Two men abused by ex-football coach George Ormond have said they believe there are more victims yet to come forward.
Waiving their right to anonymity, Paul Chilton and Gary Weymes said Ormond’s 20-year sentence was “not enough”.
Grassroots club coach Ormond, 62, was jailed last week after being convicted of a string of sex abuse offences spanning 25 years.
Mr Chilton said: “To me he was God. Your trust is implicit in him.”
Newcastle Crown Court heard he used his “position of power” to abuse 18 boys and young men between 1973 and 1998.
He was convicted of 35 charges of indecent assault and one of indecency.
Ormond coached a grassroots football team, as well as becoming involved with youth teams at Newcastle United, volunteering as a kit man, bus driver and general helper.
Mr Chilton said: “He promised an awful lot, which I’m sure he does to everybody. He tries to build up young lads, get their confidence, but also builds up a level of trust.”

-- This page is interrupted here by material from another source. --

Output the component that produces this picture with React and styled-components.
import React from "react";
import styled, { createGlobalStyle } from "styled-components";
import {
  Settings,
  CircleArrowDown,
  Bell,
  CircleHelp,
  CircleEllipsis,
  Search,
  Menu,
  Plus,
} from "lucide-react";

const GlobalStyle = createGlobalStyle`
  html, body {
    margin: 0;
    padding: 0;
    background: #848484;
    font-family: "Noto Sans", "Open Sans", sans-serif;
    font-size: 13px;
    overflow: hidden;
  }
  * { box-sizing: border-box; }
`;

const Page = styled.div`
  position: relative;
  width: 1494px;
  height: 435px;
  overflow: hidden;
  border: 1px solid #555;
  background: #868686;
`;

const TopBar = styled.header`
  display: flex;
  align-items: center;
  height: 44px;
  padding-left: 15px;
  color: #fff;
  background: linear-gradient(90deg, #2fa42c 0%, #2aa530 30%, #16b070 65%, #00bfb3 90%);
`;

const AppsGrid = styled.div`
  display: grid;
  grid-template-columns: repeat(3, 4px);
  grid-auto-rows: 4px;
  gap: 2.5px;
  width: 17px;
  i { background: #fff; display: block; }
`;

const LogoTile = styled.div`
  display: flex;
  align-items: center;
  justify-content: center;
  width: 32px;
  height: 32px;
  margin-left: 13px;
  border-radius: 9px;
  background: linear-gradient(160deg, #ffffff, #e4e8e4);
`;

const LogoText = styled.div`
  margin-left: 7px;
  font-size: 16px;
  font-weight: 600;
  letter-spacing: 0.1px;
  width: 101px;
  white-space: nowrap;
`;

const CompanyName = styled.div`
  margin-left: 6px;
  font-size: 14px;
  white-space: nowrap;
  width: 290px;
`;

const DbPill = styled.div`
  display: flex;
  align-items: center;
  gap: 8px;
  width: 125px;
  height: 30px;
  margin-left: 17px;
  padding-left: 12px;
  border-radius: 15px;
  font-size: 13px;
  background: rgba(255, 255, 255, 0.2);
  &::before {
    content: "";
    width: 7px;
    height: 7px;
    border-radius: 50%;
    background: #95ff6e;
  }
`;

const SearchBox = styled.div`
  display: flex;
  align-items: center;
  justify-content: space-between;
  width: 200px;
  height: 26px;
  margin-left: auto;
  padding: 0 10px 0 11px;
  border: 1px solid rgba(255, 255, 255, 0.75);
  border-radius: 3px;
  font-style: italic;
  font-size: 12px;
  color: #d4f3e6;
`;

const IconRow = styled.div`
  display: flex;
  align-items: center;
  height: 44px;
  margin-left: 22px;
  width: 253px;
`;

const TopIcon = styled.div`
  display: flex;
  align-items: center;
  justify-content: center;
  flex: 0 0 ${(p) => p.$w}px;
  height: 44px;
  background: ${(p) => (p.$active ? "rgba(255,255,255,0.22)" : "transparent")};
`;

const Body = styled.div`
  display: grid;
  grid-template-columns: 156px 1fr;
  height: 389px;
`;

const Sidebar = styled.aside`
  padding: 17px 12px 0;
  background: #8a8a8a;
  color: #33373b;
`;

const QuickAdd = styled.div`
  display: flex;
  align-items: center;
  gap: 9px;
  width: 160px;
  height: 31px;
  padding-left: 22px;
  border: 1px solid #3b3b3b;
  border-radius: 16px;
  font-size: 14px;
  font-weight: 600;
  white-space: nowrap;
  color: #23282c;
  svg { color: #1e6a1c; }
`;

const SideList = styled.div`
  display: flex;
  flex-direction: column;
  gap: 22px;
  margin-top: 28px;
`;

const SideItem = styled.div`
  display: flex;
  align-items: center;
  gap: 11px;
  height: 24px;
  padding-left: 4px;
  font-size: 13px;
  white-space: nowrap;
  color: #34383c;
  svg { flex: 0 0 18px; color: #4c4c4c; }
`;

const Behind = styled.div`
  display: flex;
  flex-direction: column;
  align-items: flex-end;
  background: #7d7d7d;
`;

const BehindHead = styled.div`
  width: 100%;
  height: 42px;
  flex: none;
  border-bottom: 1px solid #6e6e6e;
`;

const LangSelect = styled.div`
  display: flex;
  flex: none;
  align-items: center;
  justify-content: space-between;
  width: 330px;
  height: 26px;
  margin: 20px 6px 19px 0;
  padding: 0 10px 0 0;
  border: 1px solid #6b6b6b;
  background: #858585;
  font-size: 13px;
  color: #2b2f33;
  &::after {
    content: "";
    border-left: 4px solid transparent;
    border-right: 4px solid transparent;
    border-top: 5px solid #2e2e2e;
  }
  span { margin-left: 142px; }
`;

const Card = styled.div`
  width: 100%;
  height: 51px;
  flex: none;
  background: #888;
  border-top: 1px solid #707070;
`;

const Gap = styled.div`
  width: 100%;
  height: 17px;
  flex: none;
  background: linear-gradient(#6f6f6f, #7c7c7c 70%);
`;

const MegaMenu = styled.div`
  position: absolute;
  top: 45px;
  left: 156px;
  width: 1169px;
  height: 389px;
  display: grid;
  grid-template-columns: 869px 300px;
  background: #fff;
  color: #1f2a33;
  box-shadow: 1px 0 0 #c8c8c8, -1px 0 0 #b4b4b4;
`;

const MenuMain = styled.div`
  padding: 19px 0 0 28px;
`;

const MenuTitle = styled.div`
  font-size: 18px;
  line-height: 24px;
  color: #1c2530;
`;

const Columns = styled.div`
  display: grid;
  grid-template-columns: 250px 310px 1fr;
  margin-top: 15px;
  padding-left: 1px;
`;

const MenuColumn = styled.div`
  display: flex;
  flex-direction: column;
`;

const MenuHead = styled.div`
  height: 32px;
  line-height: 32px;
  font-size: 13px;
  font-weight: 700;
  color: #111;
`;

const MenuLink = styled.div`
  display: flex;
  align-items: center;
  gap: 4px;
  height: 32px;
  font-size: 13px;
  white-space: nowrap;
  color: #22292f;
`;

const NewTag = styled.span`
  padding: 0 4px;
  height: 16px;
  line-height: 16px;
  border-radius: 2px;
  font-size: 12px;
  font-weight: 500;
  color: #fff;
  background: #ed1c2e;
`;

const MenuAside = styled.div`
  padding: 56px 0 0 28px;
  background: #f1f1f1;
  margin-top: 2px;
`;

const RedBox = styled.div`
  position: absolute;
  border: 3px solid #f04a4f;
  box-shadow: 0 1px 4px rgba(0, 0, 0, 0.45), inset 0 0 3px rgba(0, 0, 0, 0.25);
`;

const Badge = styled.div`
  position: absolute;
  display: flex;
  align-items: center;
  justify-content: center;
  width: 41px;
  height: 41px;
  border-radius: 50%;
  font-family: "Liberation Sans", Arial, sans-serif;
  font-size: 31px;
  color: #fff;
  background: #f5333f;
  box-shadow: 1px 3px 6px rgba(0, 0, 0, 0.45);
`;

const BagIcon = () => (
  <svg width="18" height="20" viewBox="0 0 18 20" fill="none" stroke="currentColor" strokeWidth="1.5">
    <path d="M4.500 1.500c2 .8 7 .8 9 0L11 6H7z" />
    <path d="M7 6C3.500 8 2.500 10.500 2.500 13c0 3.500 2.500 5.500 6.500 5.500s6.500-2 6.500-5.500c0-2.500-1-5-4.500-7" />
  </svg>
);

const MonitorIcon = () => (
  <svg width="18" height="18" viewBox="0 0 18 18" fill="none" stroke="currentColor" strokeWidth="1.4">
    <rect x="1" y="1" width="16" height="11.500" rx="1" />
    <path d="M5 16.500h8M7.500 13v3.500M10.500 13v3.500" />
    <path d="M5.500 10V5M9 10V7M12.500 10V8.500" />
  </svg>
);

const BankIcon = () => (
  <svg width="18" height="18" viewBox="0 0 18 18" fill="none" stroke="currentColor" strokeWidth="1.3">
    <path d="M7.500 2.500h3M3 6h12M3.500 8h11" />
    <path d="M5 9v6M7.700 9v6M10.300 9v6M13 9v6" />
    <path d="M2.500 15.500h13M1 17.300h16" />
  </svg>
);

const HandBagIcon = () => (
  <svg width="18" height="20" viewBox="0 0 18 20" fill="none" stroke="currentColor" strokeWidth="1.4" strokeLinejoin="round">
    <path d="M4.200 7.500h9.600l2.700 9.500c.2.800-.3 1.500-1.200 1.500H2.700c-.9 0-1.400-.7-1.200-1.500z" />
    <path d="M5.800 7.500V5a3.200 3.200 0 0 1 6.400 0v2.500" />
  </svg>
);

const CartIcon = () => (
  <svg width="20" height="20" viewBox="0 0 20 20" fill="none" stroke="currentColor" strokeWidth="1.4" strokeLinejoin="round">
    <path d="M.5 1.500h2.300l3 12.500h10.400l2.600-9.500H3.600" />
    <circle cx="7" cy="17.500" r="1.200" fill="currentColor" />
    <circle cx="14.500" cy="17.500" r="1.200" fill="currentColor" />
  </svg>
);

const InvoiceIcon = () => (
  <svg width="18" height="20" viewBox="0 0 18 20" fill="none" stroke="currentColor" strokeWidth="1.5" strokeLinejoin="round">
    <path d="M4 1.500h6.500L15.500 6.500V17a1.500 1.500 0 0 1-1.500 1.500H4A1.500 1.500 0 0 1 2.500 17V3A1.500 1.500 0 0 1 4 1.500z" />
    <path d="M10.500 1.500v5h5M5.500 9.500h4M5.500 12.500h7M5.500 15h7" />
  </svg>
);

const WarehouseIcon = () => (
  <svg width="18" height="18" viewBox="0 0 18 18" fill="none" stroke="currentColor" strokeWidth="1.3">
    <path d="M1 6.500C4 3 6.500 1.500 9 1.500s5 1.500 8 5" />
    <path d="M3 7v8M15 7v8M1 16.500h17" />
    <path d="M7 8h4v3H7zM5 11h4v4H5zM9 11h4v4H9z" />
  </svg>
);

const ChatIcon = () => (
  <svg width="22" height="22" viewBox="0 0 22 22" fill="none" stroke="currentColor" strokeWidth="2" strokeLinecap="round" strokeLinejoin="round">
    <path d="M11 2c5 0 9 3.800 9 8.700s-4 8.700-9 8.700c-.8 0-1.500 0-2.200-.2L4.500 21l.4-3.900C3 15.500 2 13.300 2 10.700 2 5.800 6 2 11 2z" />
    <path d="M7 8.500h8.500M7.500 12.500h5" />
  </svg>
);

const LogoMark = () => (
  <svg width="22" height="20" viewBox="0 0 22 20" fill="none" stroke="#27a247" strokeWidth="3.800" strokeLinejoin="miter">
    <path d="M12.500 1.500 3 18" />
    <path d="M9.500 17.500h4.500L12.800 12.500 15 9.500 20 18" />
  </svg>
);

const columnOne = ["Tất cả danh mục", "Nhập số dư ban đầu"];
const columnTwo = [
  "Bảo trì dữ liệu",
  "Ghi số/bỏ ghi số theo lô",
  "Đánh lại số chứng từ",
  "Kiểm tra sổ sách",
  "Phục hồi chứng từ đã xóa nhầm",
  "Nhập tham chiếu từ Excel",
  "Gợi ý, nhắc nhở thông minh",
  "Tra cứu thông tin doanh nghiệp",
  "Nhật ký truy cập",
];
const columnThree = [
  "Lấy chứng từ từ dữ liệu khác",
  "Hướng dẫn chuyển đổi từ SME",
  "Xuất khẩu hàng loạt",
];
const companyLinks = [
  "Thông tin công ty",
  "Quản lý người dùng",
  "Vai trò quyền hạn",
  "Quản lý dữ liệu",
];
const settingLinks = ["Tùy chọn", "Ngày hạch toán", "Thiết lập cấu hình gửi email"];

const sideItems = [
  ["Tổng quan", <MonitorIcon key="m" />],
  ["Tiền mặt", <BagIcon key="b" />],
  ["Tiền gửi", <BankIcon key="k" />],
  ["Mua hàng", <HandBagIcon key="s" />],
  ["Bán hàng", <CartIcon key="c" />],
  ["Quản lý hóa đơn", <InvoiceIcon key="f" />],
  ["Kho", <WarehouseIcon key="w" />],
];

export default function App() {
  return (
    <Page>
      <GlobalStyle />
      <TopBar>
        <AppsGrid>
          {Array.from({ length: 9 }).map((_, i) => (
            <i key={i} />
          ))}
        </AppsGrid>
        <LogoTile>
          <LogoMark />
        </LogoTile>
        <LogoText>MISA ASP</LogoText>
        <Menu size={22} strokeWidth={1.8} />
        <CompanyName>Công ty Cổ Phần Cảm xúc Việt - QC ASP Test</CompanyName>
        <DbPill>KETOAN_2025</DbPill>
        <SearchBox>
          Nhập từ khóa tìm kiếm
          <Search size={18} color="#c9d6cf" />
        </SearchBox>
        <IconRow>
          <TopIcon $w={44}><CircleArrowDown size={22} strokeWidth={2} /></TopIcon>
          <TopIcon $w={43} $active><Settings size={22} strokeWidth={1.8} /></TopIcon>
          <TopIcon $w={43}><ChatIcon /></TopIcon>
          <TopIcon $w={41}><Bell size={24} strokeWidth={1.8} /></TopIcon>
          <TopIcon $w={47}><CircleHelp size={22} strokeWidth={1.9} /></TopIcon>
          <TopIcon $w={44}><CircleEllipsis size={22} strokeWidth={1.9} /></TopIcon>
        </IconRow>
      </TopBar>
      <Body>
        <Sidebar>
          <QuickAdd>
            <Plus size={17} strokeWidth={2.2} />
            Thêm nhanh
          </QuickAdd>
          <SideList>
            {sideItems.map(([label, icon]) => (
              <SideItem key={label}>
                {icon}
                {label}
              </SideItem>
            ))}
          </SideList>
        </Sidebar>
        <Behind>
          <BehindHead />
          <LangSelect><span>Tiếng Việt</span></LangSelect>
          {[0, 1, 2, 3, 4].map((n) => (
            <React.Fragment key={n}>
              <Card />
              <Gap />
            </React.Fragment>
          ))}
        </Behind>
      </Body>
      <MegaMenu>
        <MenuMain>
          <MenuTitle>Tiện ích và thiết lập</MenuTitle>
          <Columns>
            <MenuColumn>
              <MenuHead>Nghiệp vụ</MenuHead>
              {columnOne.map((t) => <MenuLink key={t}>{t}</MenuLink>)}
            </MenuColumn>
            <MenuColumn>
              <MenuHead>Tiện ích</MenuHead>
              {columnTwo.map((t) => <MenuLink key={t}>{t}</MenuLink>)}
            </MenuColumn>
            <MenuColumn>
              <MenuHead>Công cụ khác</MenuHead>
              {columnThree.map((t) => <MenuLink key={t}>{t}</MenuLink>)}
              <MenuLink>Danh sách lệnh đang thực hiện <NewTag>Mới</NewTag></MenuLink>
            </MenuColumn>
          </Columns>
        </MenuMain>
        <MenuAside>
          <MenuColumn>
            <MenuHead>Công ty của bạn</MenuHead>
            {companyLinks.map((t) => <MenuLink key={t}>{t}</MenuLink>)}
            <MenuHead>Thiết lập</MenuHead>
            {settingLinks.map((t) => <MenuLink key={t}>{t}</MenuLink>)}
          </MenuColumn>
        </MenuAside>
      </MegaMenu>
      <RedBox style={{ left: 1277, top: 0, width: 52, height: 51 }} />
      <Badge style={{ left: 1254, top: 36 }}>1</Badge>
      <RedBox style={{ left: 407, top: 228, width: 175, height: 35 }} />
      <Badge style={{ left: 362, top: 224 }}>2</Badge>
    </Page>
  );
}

He reported the abuse after seeing a former team mate speaking on BBC’s Look North in 2016 following Ormond’s earlier conviction.

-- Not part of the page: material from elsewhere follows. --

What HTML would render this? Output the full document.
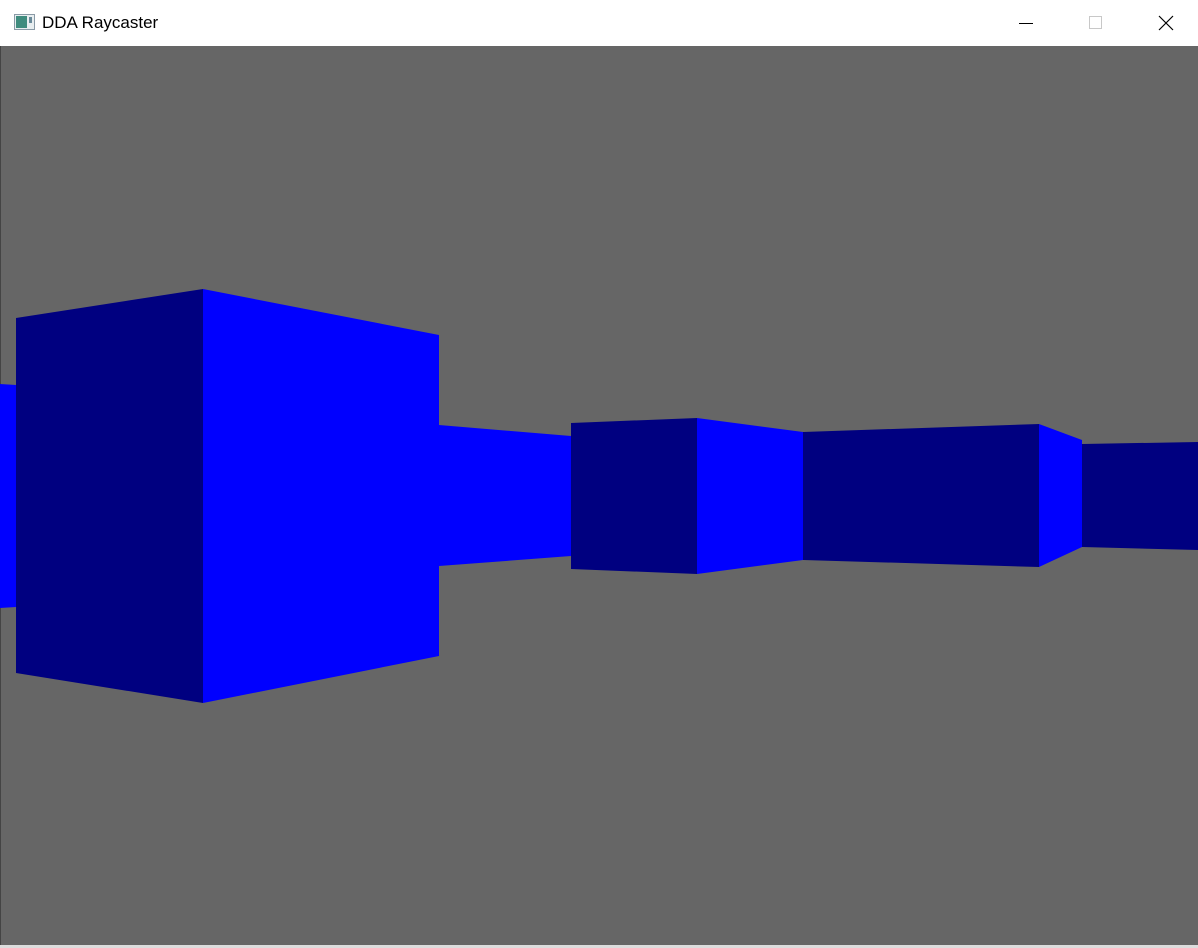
<!DOCTYPE html>
<html><head><style>
body{margin:0;width:1198px;height:948px;overflow:hidden;background:#fff;font-family:"Liberation Sans",sans-serif}
.tb{position:absolute;left:0;top:0;width:1198px;height:46px;background:#fff}
.title{position:absolute;left:42px;top:13px;font-size:17px;color:#000}
.view{position:absolute;left:0;top:46px}
</style></head><body>
<div class="tb">
<svg width="1198" height="46" style="position:absolute;left:0;top:0">
<rect x="14.5" y="14.5" width="20" height="15" fill="#e8eef0" stroke="#8a9aa6"/>
<rect x="16" y="16" width="11" height="12" fill="#3f8c7e"/>
<rect x="29" y="17" width="3" height="6" fill="#6a8a9a"/>
<line x1="1019" y1="23.5" x2="1033" y2="23.5" stroke="#000" stroke-width="1"/>
<rect x="1089.5" y="16.5" width="12" height="12" fill="none" stroke="#c8c8c8"/>
<path d="M1159 16 L1173 30 M1173 16 L1159 30" stroke="#000" stroke-width="1.2"/>
</svg>
<div class="title">DDA Raycaster</div>
</div>
<svg class="view" width="1198" height="902" viewBox="0 46 1198 902">
<rect x="0" y="46" width="1198" height="902" fill="#666"/>
<rect x="0" y="46" width="1" height="902" fill="#444"/>
<polygon points="0,384 16,385 16,607 0,608" fill="#0000ff"/>
<polygon points="439,425 571,436 571,556 439,566" fill="#0000ff"/>
<polygon points="16,318 203,289 203,703 16,673" fill="#000080"/>
<polygon points="203,289 439,335 439,656 203,703" fill="#0000ff"/>
<polygon points="571,423 697,418 697,574 571,569" fill="#000080"/>
<polygon points="697,418 803,432 803,560 697,574" fill="#0000ff"/>
<polygon points="803,432 1039,424 1039,567 803,560" fill="#000080"/>
<polygon points="1039,424 1082,440 1082,547 1039,567" fill="#0000ff"/>
<polygon points="1082,444 1198,442 1198,550 1082,547" fill="#000080"/>
<rect x="0" y="945" width="1198" height="3" fill="#ddd"/>
</svg>
</body></html>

“Before I knew it Derek Bell, who was a team mate of mine, was in front of me telling me about the abuse that he had experienced.
“There was a fear, you know I’m 54, but still it took you straight back to that childhood fear.”
In 2002 Ormond was jailed for six years after being found guilty of abusing seven boys under 16 between 1975 and 1999. He was released in 2006.
On Ormond’s 20-year sentence, Mr Chilton said: “I don’t think it’s enough.
“He was doing this for 25 years as a football coach. There are other people out there.
“That’s our motivation for coming forward and saying ‘we’ve been through it’.
“It’s not nice, but the motivation is for people that are holding it back and are not sharing it to come forward.
“Go to the police, talk to them in confidence, and they will be heard, and they will follow it through.”
Both men gave evidence at Ormond’s trial at Newcastle Crown Court.
Mr Weymes said: “I just don’t think it’s justice, 20 years is pretty lenient when he could be out in 10 years’ time.
“Once when the jury was adjourned and we walked out, I turned around and glimpsed Ormond, and he had a smirk on his face.
“That’s still in my mind and probably will be for the rest of my life.”